After total and utter confusion on behalf of the crew,
despite indications that this happens more often then they’d like to admit,
we’re finally sorted out and neither of us have to sleep in a seat, or what I’d
like to refer to as the likes of any cheap beach accommodation where fifty plus 20 year olds are
sitting. I.E. there was no sleep to be
had there.
So I make my way back to my assigned car to find that my
bunkmates (an older Indian woman, a young Spanish girl and mid to late 20’s
eastern European girl) are already tucked into bed and trying to sleep. Let me share it was the eastern European
girl who was lowering the boom on car rules (lights, sleep/rise times,
etc). I crawl into my bed were for the
first 2 hours I wonder why the hell they would provide wool blankets for
sleeping. It was hotter than hell in there and if I wasn’t so skeeved out
about any part of my skin touching the blanket/sheets, I would have stripped down to the bare minimum clothing needed to not completely disrespect
my bunkmates. But then comes the
AC. We went from hell to the artic
faster than a sports car can hit 60mph and I found myself shivering for the
remainder of the trip.
Sleep was mostly tossing and turning till finally we arrived in Portugal.
I have to say one thing though that’s got me completely
confused and I don’t want this to be lost
on anyone. NO ONE asked for my
passport. At immigration in Barcelona
when I arrived they NEVER asked why I was here, where I’d be staying, for how
long I’d be there… NOTHING. How the HELL
does anyone know where I am? Besides
being baffled by that, I’m just bitter I have no stamp from Portugal in my
passport.
Moving on. I walk off
the train and find the tourist information office to pick up as much literature available on what there is to do in Portugal and then wander around looking for the metro. My tour book from AAA (a brief guide to
various cities in Europe but it was free so I can’t complain too much) says
that there’s a metro but where the hell is it?
I walk back to the tourist office, find out I have to walk outside and
wahla! There it is. I walk up to the ticket kiosk and then try
and figure out which direction I need to go to make it to where I believe
my hotel is located. Having no instant
access to Internet though (no internet service means no google maps) I am relying on a tourist
map to get me there. Thankfully the
metro ride is successful and I’m headed in the right direction. Awesome, because by this point, I needed a
confidence boost.
I then climb back out of the metro and determine that the hotel is straight ahead (up a hill).

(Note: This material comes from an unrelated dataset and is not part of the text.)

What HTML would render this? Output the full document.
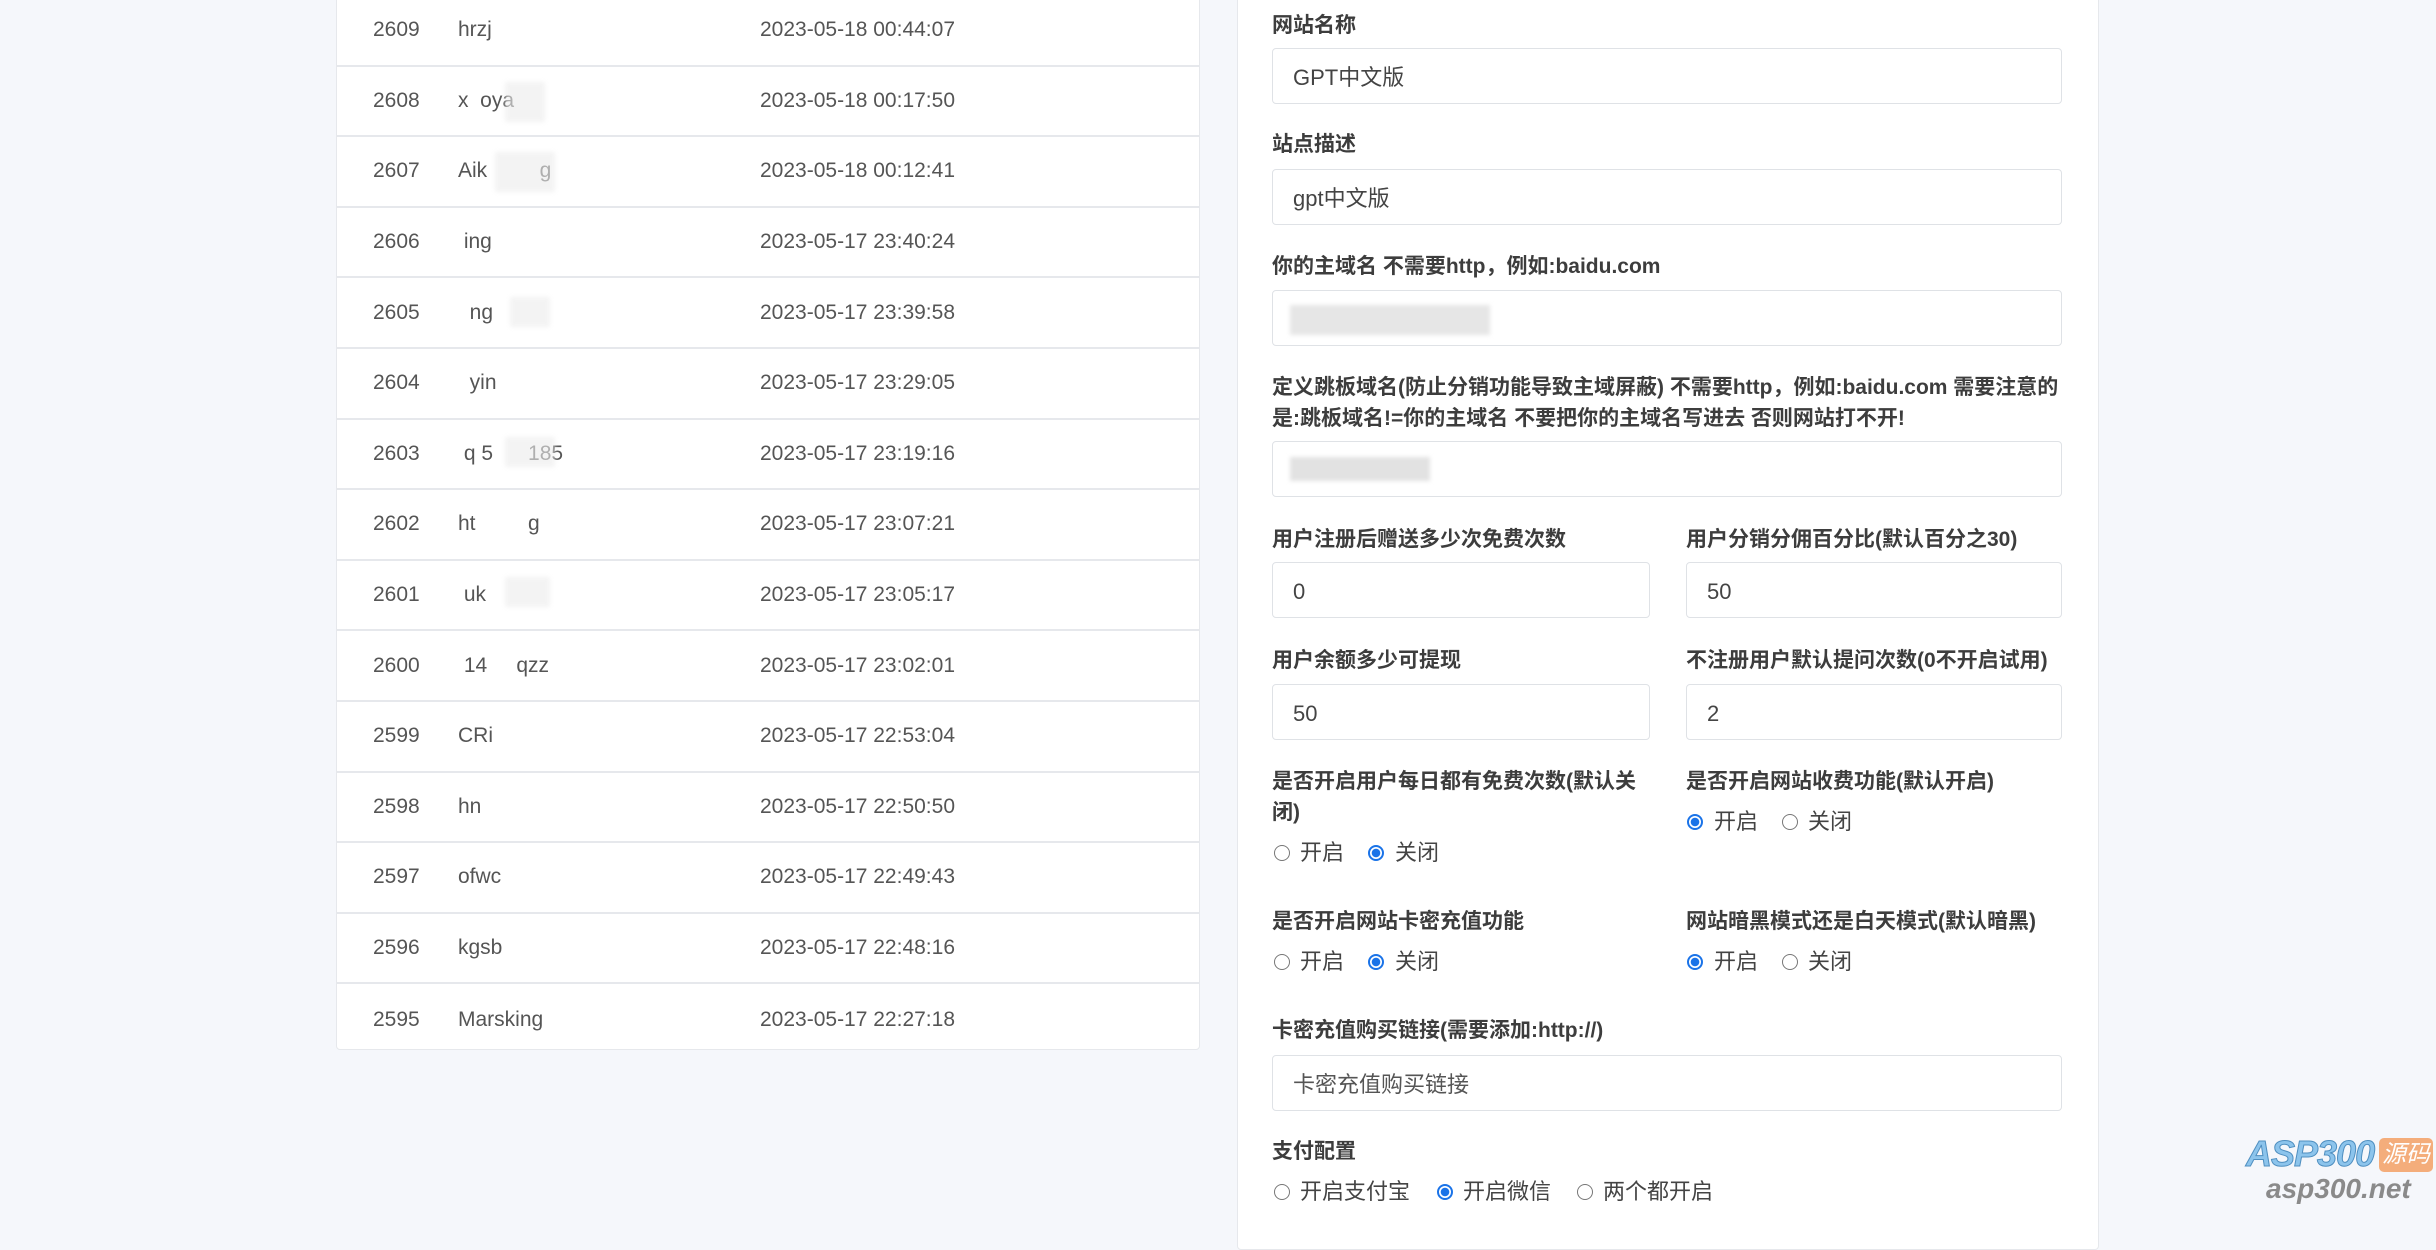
<!DOCTYPE html>
<html><head><meta charset="utf-8">
<style>
*{margin:0;padding:0;box-sizing:border-box}
body{width:2436px;height:1213px;background:#f5f7fb;position:relative;overflow:hidden;font-family:"Liberation Sans","Noto Sans CJK SC",sans-serif;color:#444}
.card{position:absolute;background:#fff;border:1px solid #e6e8ec;border-radius:4px}
.row{position:absolute;left:0;right:0;height:70.6px;border-bottom:2px solid #e6e8ec;font-size:21px;color:#555}
.row span{position:absolute;top:50%;transform:translateY(-50%);white-space:nowrap}
.blur{position:absolute;background:#ececec;filter:blur(2px)}
.lbl{position:absolute;left:1272px;font-size:21px;font-weight:bold;color:#3d3d3d;white-space:nowrap;line-height:31px}
.inp{position:absolute;height:56px;border:1px solid #dfe2e6;border-radius:4px;background:#fff;font-size:22px;color:#444;padding-left:20px;line-height:58px}
.rd{position:absolute;width:16px;height:16px;border:1.5px solid #777;border-radius:50%;background:#fff}
.rd.on{border:2px solid #1a73e8;background:radial-gradient(circle,#1a73e8 0 4px,#fff 4.5px)}
.rt{position:absolute;font-size:22px;color:#444;line-height:30px;white-space:nowrap}
</style></head><body>
<div class="card" style="left:336px;top:-10px;width:864px;height:1060px;"></div>
<div style="position:absolute;left:336px;top:-4px;width:864px;">
<div class="row" style="top:0"><span style="left:37px">2609</span><span style="left:122px">hrzj</span><span style="left:424px">2023-05-18 00:44:07</span></div>
<div class="row" style="top:70.6px"><span style="left:37px">2608</span><span style="left:122px">x&nbsp;&nbsp;oya</span><span style="left:424px">2023-05-18 00:17:50</span></div>
<div class="row" style="top:141.2px"><span style="left:37px">2607</span><span style="left:122px">Aik&nbsp;&nbsp;&nbsp;&nbsp;&nbsp;&nbsp;&nbsp;&nbsp;&nbsp;g</span><span style="left:424px">2023-05-18 00:12:41</span></div>
<div class="row" style="top:211.8px"><span style="left:37px">2606</span><span style="left:122px">&nbsp;ing</span><span style="left:424px">2023-05-17 23:40:24</span></div>
<div class="row" style="top:282.4px"><span style="left:37px">2605</span><span style="left:122px">&nbsp;&nbsp;ng</span><span style="left:424px">2023-05-17 23:39:58</span></div>
<div class="row" style="top:353px"><span style="left:37px">2604</span><span style="left:122px">&nbsp;&nbsp;yin</span><span style="left:424px">2023-05-17 23:29:05</span></div>
<div class="row" style="top:423.6px"><span style="left:37px">2603</span><span style="left:122px">&nbsp;q&nbsp;5&nbsp;&nbsp;&nbsp;&nbsp;&nbsp;&nbsp;185</span><span style="left:424px">2023-05-17 23:19:16</span></div>
<div class="row" style="top:494.2px"><span style="left:37px">2602</span><span style="left:122px">ht&nbsp;&nbsp;&nbsp;&nbsp;&nbsp;&nbsp;&nbsp;&nbsp;&nbsp;g</span><span style="left:424px">2023-05-17 23:07:21</span></div>
<div class="row" style="top:564.8px"><span style="left:37px">2601</span><span style="left:122px">&nbsp;uk</span><span style="left:424px">2023-05-17 23:05:17</span></div>
<div class="row" style="top:635.4px"><span style="left:37px">2600</span><span style="left:122px">&nbsp;14&nbsp;&nbsp;&nbsp;&nbsp;&nbsp;qzz</span><span style="left:424px">2023-05-17 23:02:01</span></div>
<div class="row" style="top:706px"><span style="left:37px">2599</span><span style="left:122px">CRi</span><span style="left:424px">2023-05-17 22:53:04</span></div>
<div class="row" style="top:776.6px"><span style="left:37px">2598</span><span style="left:122px">hn</span><span style="left:424px">2023-05-17 22:50:50</span></div>
<div class="row" style="top:847.2px"><span style="left:37px">2597</span><span style="left:122px">ofwc</span><span style="left:424px">2023-05-17 22:49:43</span></div>
<div class="row" style="top:917.8px"><span style="left:37px">2596</span><span style="left:122px">kgsb</span><span style="left:424px">2023-05-17 22:48:16</span></div>
<div class="row" style="top:988.4px;border-bottom:none"><span style="left:37px">2595</span><span style="left:122px">Marsking</span><span style="left:424px">2023-05-17 22:27:18</span></div>
</div>
<div class="blur" style="left:505px;top:82px;width:40px;height:40px;opacity:.6"></div>
<div class="blur" style="left:495px;top:152px;width:60px;height:40px;opacity:.6"></div>
<div class="blur" style="left:510px;top:297px;width:40px;height:30px;opacity:.6"></div>
<div class="blur" style="left:505px;top:437px;width:50px;height:30px;opacity:.6"></div>
<div class="blur" style="left:505px;top:577px;width:45px;height:30px;opacity:.6"></div>

<div class="card" style="left:1237px;top:-10px;width:862px;height:1260px;"></div>

<div class="lbl" style="top:10px">网站名称</div>
<div class="inp" style="left:1272px;top:48px;width:790px">GPT中文版</div>
<div class="lbl" style="top:129px">站点描述</div>
<div class="inp" style="left:1272px;top:169px;width:790px">gpt中文版</div>
<div class="lbl" style="top:251px">你的主域名 不需要http，例如:baidu.com</div>
<div class="inp" style="left:1272px;top:290px;width:790px"></div>
<div class="blur" style="left:1290px;top:305px;width:200px;height:30px;background:#e6e6e6"></div>
<div class="lbl" style="top:372px">定义跳板域名(防止分销功能导致主域屏蔽) 不需要http，例如:baidu.com 需要注意的</div>
<div class="lbl" style="top:403px">是:跳板域名!=你的主域名 不要把你的主域名写进去 否则网站打不开!</div>
<div class="inp" style="left:1272px;top:441px;width:790px"></div>
<div class="blur" style="left:1290px;top:457px;width:140px;height:24px;background:#e2e2e2"></div>

<div class="lbl" style="top:524px">用户注册后赠送多少次免费次数</div>
<div class="lbl" style="top:524px;left:1686px">用户分销分佣百分比(默认百分之30)</div>
<div class="inp" style="left:1272px;top:562px;width:378px">0</div>
<div class="inp" style="left:1686px;top:562px;width:376px">50</div>
<div class="lbl" style="top:645px">用户余额多少可提现</div>
<div class="lbl" style="top:645px;left:1686px">不注册用户默认提问次数(0不开启试用)</div>
<div class="inp" style="left:1272px;top:684px;width:378px">50</div>
<div class="inp" style="left:1686px;top:684px;width:376px">2</div>

<div class="lbl" style="top:766px">是否开启用户每日都有免费次数(默认关</div>
<div class="lbl" style="top:797px">闭)</div>
<div class="lbl" style="top:766px;left:1686px">是否开启网站收费功能(默认开启)</div>
<div class="rd" style="left:1274px;top:845px"></div><div class="rt" style="left:1300px;top:838px">开启</div>
<div class="rd on" style="left:1368px;top:845px"></div><div class="rt" style="left:1395px;top:838px">关闭</div>
<div class="rd on" style="left:1687px;top:814px"></div><div class="rt" style="left:1714px;top:807px">开启</div>
<div class="rd" style="left:1782px;top:814px"></div><div class="rt" style="left:1808px;top:807px">关闭</div>

<div class="lbl" style="top:906px">是否开启网站卡密充值功能</div>
<div class="lbl" style="top:906px;left:1686px">网站暗黑模式还是白天模式(默认暗黑)</div>
<div class="rd" style="left:1274px;top:954px"></div><div class="rt" style="left:1300px;top:947px">开启</div>
<div class="rd on" style="left:1368px;top:954px"></div><div class="rt" style="left:1395px;top:947px">关闭</div>
<div class="rd on" style="left:1687px;top:954px"></div><div class="rt" style="left:1714px;top:947px">开启</div>
<div class="rd" style="left:1782px;top:954px"></div><div class="rt" style="left:1808px;top:947px">关闭</div>

<div class="lbl" style="top:1015px">卡密充值购买链接(需要添加:http://)</div>
<div class="inp" style="left:1272px;top:1055px;width:790px;color:#555">卡密充值购买链接</div>
<div class="lbl" style="top:1136px">支付配置</div>
<div class="rd" style="left:1274px;top:1184px"></div><div class="rt" style="left:1300px;top:1177px">开启支付宝</div>
<div class="rd on" style="left:1437px;top:1184px"></div><div class="rt" style="left:1463px;top:1177px">开启微信</div>
<div class="rd" style="left:1577px;top:1184px"></div><div class="rt" style="left:1603px;top:1177px">两个都开启</div>

<div style="position:absolute;left:2246px;top:1134px;font-size:36px;font-weight:bold;font-style:italic;color:#8cc4ec;-webkit-text-stroke:1px #4f8fc0;letter-spacing:-1px;line-height:40px">ASP300</div>
<div style="position:absolute;left:2379px;top:1138px;width:54px;height:34px;background:#f4ad7b;border-radius:5px;color:#fff;font-size:24px;font-style:italic;text-align:center;line-height:34px">源码</div>
<div style="position:absolute;left:2266px;top:1174px;font-size:28px;font-weight:bold;font-style:italic;color:#8a8a8a;line-height:30px">asp300.net</div>
</body></html>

I walk about a block and then decide to confirm with a bellhop at a
nearby hotel. He confirms that I am
indeed headed in the right direction: keep walking up the hill and once I get
to the large traffic circle, the hotel will be there. Can this really be? I’m 2 for 2 on directions today? If I wasn’t experiencing spinal compression
from all the shit I’m lugging on my back, I’d jump up and click my heals together.
Walking……. Walking…….. walking…… I still don’t see my
hotel. Mind you there a ton of hotels
I’m passing, just not mine. So as I’m
now profusely sweating through all my clothes and I’m at the circle with no
sight of my hotel, I stop in another hotel to ask for help. The slightly annoyed gentleman then tells me
that I’ve walked the complete wrong direction and that I need to walk about 10
minutes back and it’ll be there. Oh you
mean right across from the metro I got off at and not up this damn hill? Thanks a heap!
I pass the original bellhop that I stopped and asked for
help muttering silently how much of an idiot he is while imagining strangling
him.
Thankfully I arrive at my hotel, they allow me to check
in early AND inform me that breakfast is still being served!
Above: Entrance to Hotel Lisboa Plaza. I HIGHLY recommend this place. Accommodations were amazing and only 99 euros (including breakfast) per night during the peak season.
Above: Room was very spacious, clean and jammed pack full of sunlight. Only downside - if you do not enjoy loud/noisy sleeping quarters as I do, the lower floors can be a bit loud despite this being located on a side street.
Above: Stairwell leading up to rooms.
Above: Breakfast buffet.
Above: A hearty breakfast of bread, tomato and cheese, and a hard boiled egg.